Approved by the Jewish Community Relations Council of San Francisco, the Peninsula,Marin, Sonoma, Alameda and Contra Costa Counties March 12, 1997

Domestic Violence is emotional abuse, or physical abuse; or the threat of such abuse, when one person exerts control over another person.1 Domestic violence is the most prevalent cause of injury to women in the United States.2 Although domestic violence affects both genders, ninety-five percent of documented domestic assaults in the nation are by men against women.3 Domestic violence is also a major cause of homelessness of women and children.

Domestic violence touches upon the lives of people from all socioeconomic levels, ethnic groups, sexual orientations, and religious groups, including the Jewish community. Numerous studies and surveys have been conducted over the past two decades with results showing that domestic violence affects a significant percentage of Jewish families.4 In response, Jewish domestic violence shelters have been opened in Chicago, New York, Los Angeles, and Toronto.

Jewish women often stay in violent relationships longer than women in the non-Jewish community.5 Reasons for this fact vary, although it is in part due to concern with maintaining shalom bayit (peace in the home). Within the Jewish community, shame and disbelief around the issue of domestic violence often prevent victims of abuse from seeking and receiving the help that they need.

Domestic violence also has a profound effect on children. Children who are raised in an abusive home often grow up in a constant state of siege, and are unable to mature through the normal stages of child development. They are much more likely to grow up thinking that violence is a part of normal interaction between people, and, therefor are more likely to become abusers or victims as adults.

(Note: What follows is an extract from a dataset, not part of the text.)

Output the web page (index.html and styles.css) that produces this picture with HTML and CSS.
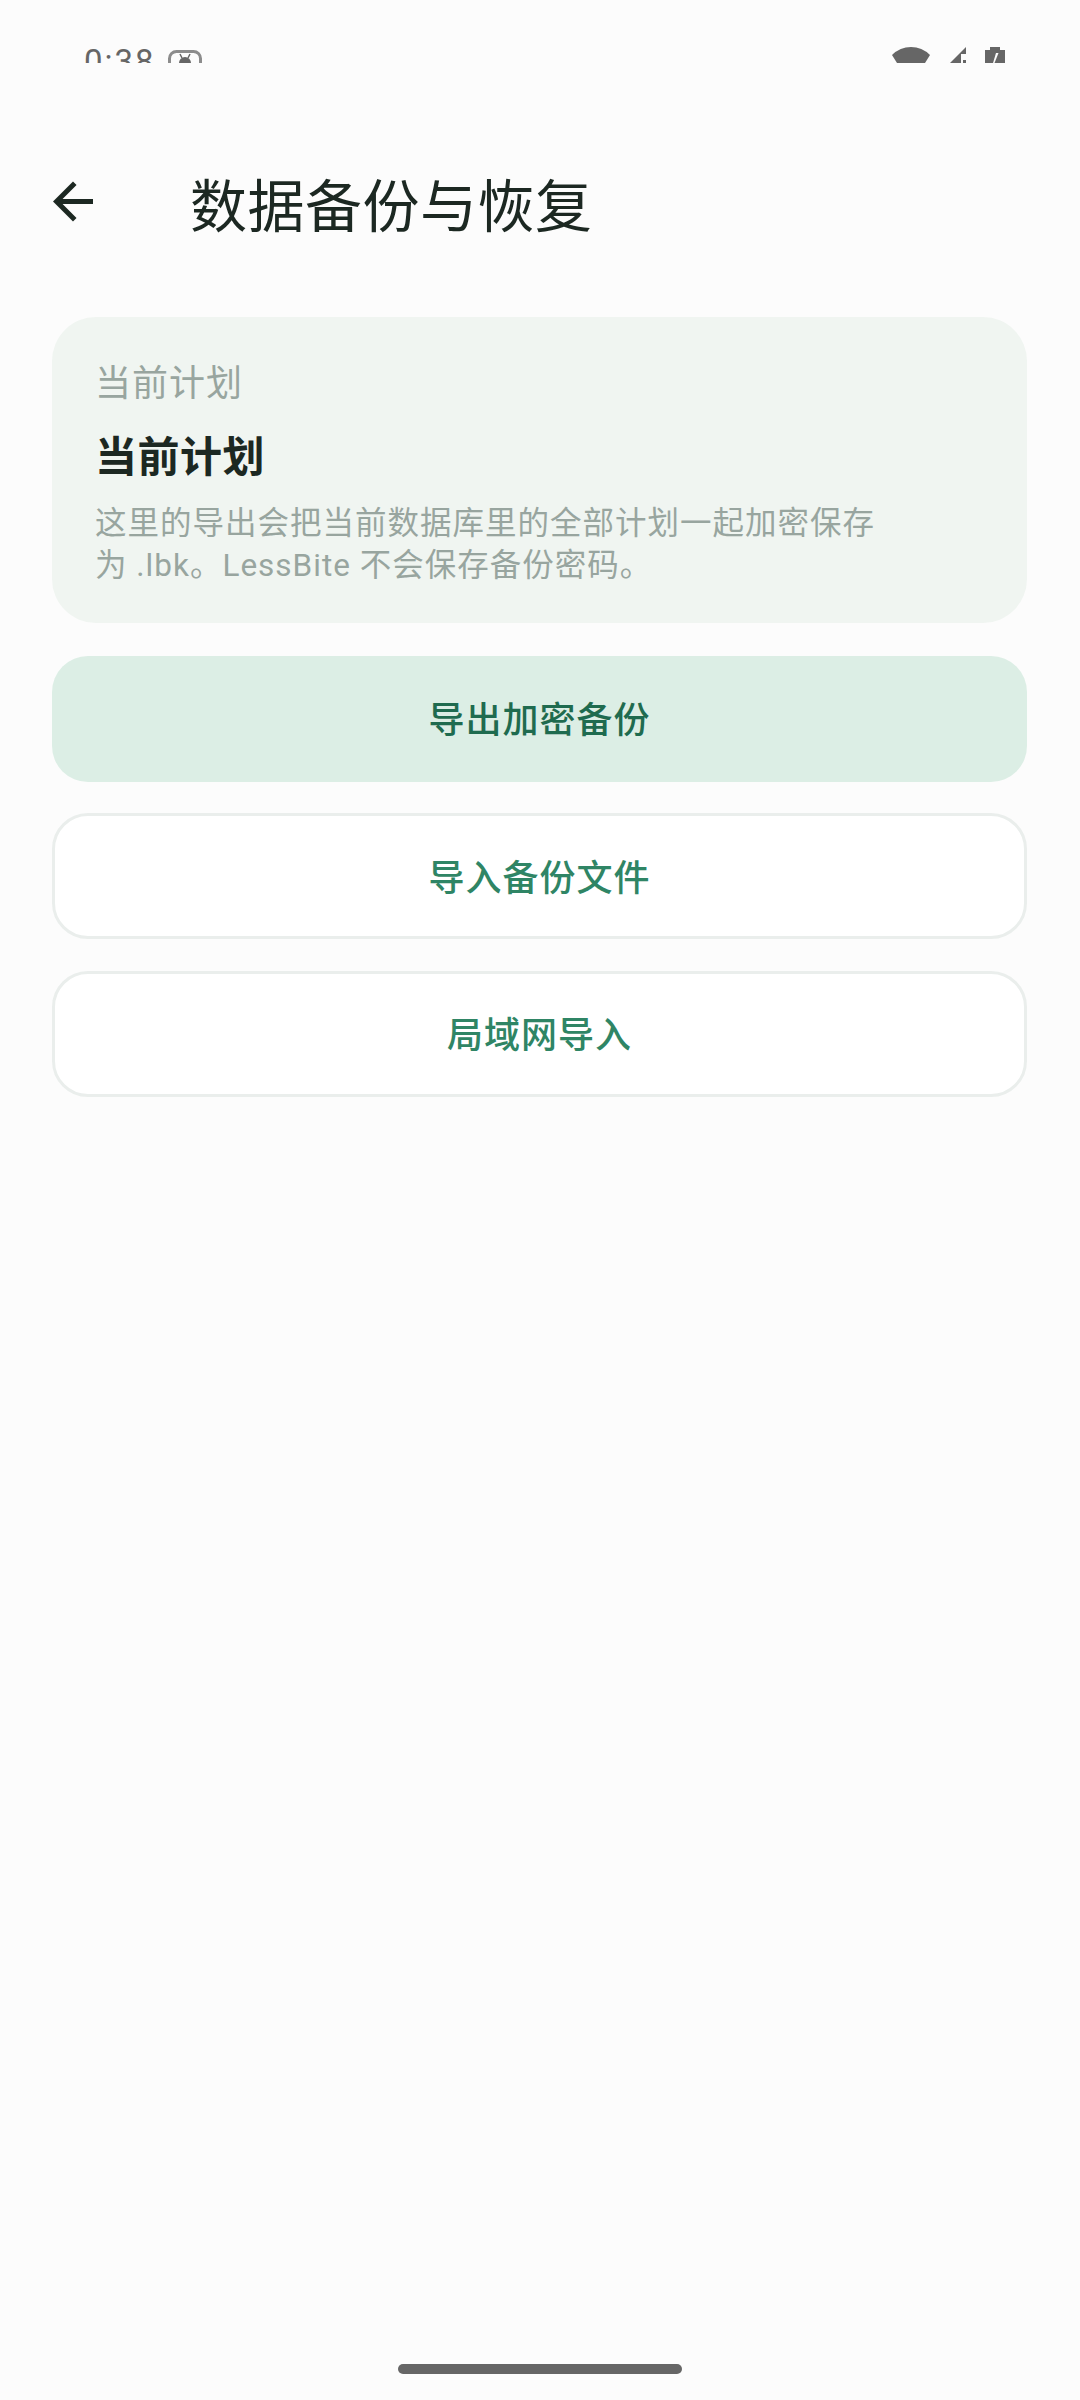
FILE: index.html
```html
<!DOCTYPE html>
<html lang="zh-CN">
<head>
  <meta charset="UTF-8">
  <meta name="viewport" content="width=device-width, initial-scale=1">
  <title>数据备份与恢复</title>
  <link rel="stylesheet" href="styles.css">
</head>
<body>
  <div class="page">
    <div class="status-bar">
      <div class="status-left">
        <span class="clock">0:38</span>
        <svg class="notify-icon" width="34" height="26" viewBox="0 0 34 26">
          <rect x="1.5" y="1.5" width="31" height="23" rx="7" fill="none" stroke="#8c8c8c" stroke-width="3"/>
          <path d="M11 13a6 6 0 0 1 12 0v11H11z" fill="#666"/>
          <path d="M12 4l2 4M22 4l-2 4" stroke="#666" stroke-width="1.5"/>
        </svg>
      </div>
      <div class="status-right">
        <svg width="38" height="16" viewBox="0 0 38 16">
          <path d="M0 8Q8 0 19 0T38 8L33 16H5z" fill="#666"/>
        </svg>
        <svg class="signal-icon" width="16" height="16" viewBox="0 0 16 16">
          <path d="M16 0v7h-5v9H0z" fill="#666"/>
          <path d="M13 13h3v3h-3z" fill="#666"/>
        </svg>
        <svg class="battery-icon" width="20" height="16" viewBox="0 0 20 16">
          <path d="M5 3V0h10v3h5v13H0V3z" fill="#666"/>
          <path d="M11 6h2.5l-4 10H8z" fill="#fcfcfc"/>
        </svg>
      </div>
    </div>

    <header class="top-bar">
      <button class="back-btn" aria-label="返回">
        <svg width="61" height="61" viewBox="0 0 24 24">
          <path d="M20 11H7.83l5.59-5.59L12 4l-8 8 8 8 1.41-1.41L7.83 13H20v-2z" fill="#1c2822"/>
        </svg>
      </button>
      <h1 class="page-title">数据备份与恢复</h1>
    </header>

    <main class="content">
      <section class="plan-card">
        <div class="plan-label">当前计划</div>
        <div class="plan-name">当前计划</div>
        <p class="plan-desc">这里的导出会把当前数据库里的全部计划一起加密保存为 .lbk。LessBite 不会保存备份密码。</p>
      </section>
      <button class="action action-primary">导出加密备份</button>
      <button class="action">导入备份文件</button>
      <button class="action">局域网导入</button>
    </main>

    <div class="home-indicator"></div>
  </div>
</body>
</html>
```

FILE: styles.css
```css
* {
  box-sizing: border-box;
}
body {
  margin: 0;
  background-color: #fcfcfc;
  font-family: Roboto, "Noto Sans CJK SC", sans-serif;
}
.page {
  display: flex;
  flex-direction: column;
  height: 2400px;
  overflow: hidden;
}
.status-bar {
  display: flex;
  justify-content: space-between;
  height: 63px;
  padding: 47px 75px 0 84px;
  overflow: hidden;
  color: #666;
}
.status-left, .status-right {
  display: flex;
  align-items: flex-start;
}
.clock {
  margin-top: 3px;
  font-size: 33px;
  line-height: 24px;
  letter-spacing: 2px;
}
.notify-icon {
  margin: 3px 0 0 12px;
}
.signal-icon {
  margin-left: 20px;
}
.battery-icon {
  margin-left: 19px;
}
.top-bar {
  display: flex;
  align-items: center;
  height: 92px;
  margin-top: 92px;
  padding-left: 43px;
}
.back-btn {
  display: flex;
  width: 60px;
  height: 61px;
  padding: 0;
  border: 0;
  background: none;
}
.page-title {
  margin: 14px 0 0 87px;
  font-size: 57px;
  font-weight: 400;
  line-height: 78px;
  letter-spacing: 0.5px;
  color: #1c2822;
}
.content {
  display: flex;
  flex-direction: column;
  gap: 31.5px;
  margin-top: 70px;
  padding: 0 53px 0 52px;
}
.plan-card {
  height: 306px;
  margin-bottom: 1px;
  padding: 43px 43px 0;
  background-color: #f0f5f1;
  border-radius: 44px;
}
.plan-label {
  font-size: 36px;
  line-height: 48px;
  letter-spacing: 1px;
  color: #98a59f;
}
.plan-name {
  margin-top: 24px;
  font-size: 42px;
  font-weight: 700;
  line-height: 52px;
  letter-spacing: 0.5px;
  color: #1c2822;
}
.plan-desc {
  width: 800px;
  margin: 19px 0 0;
  font-size: 31.5px;
  line-height: 42px;
  letter-spacing: 1px;
  color: #98a59f;
}
.action {
  height: 126px;
  padding: 0 0 3px;
  font-family: inherit;
  font-size: 36px;
  font-weight: 500;
  letter-spacing: 1px;
  color: #2f8565;
  background-color: #fff;
  border: 3px solid #eaeeec;
  border-radius: 36px;
}
.action-primary {
  color: #1f6b4f;
  background-color: #dceee5;
  border: 0;
}
.home-indicator {
  width: 284px;
  height: 10px;
  margin: auto auto 26px;
  background-color: #666;
  border-radius: 5px;
}
```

In order to raise awareness, and decrease the incidence, of domestic violence in the general and Jewish communities, it will be the policy of the Jewish Community Relations Council to:

  1. Support appropriate legislation which provides for education about domestic violence to judges, parole and probation officers, law enforcement officials, teachers (in public schools and elsewhere), health-care workers and other appropriate community leaders.
  2. Consider the issue of domestic violence when reviewing welfare reform and immigration legislation.
  3. Sponsor and participate in educational programs for the community addressing the issue of domestic violence.
  4. Develop a list of resources (in coordination with other advocacy groups) for members of the Jewish community, and encourage volunteer work in the area of domestic violence.
  5. Develop working relationships with agencies, religious institutions, advocacy organizations and coalitions that address the issue of domestic violence.
  6. Support appropriate legislation that would provide funding for protective and support programs for victims of domestic violence.

Notes

  1. California law states that domestic violence is abuse perpetrated against: a spouse or former spouse; a cohabitant or former cohabitant; a person with whom the respondent is having or has had a dating or engagement relationship; a person with whom the respondent has had a child.
  2. “Violence Against Women in California” published by the California Elected Women’s Association for Education and Research, citing report from the Centers for Disease Control. 
  3. “Violence Against Women in California,” citing Federal Bureau of Justice statistics.
  4. In a 1991 survey by the Jewish Family & Children’s Services of Philadelphia, 14% of 431 Jewish respondents stated that they had been physically or psychologically abused by their partners; in a survey conducted by the Jewish Family Service of Los Angeles, Family Violence Project, 30% of 209 respondents in the Jewish community reported family violence and 22 respondents reported cases of spousal abuse; in an interview with the Executive Director of the Transition Center, a kosher shelter for battered women in Queens, New York, she stated that domestic violence exists in 15–19% of Jewish homes; the Jewish Family Service in Fort Lauderdale, Florida, in a 1994 study entitled “What is Family Violence?” reports that between 25%–33% of all American Jewish families experience domestic violence.
  5. Liane Clorfene-Casten, “A Chicago Haven for Jewish Battered Women,” Lilith, Winter 1993 (reports that Jewish women stay in abusive relationships for 7–13 years whereas women in non-Jewish homes stay in such relationships for 3–5 years); the “Jewish women International Resource Guide for Rabbis indicates that in a survey conducted by the coalition on Domestic Violence in Cleveland, Ohio, of those women reporting spousal abuse, less than 50% sought assistance to escape their situation.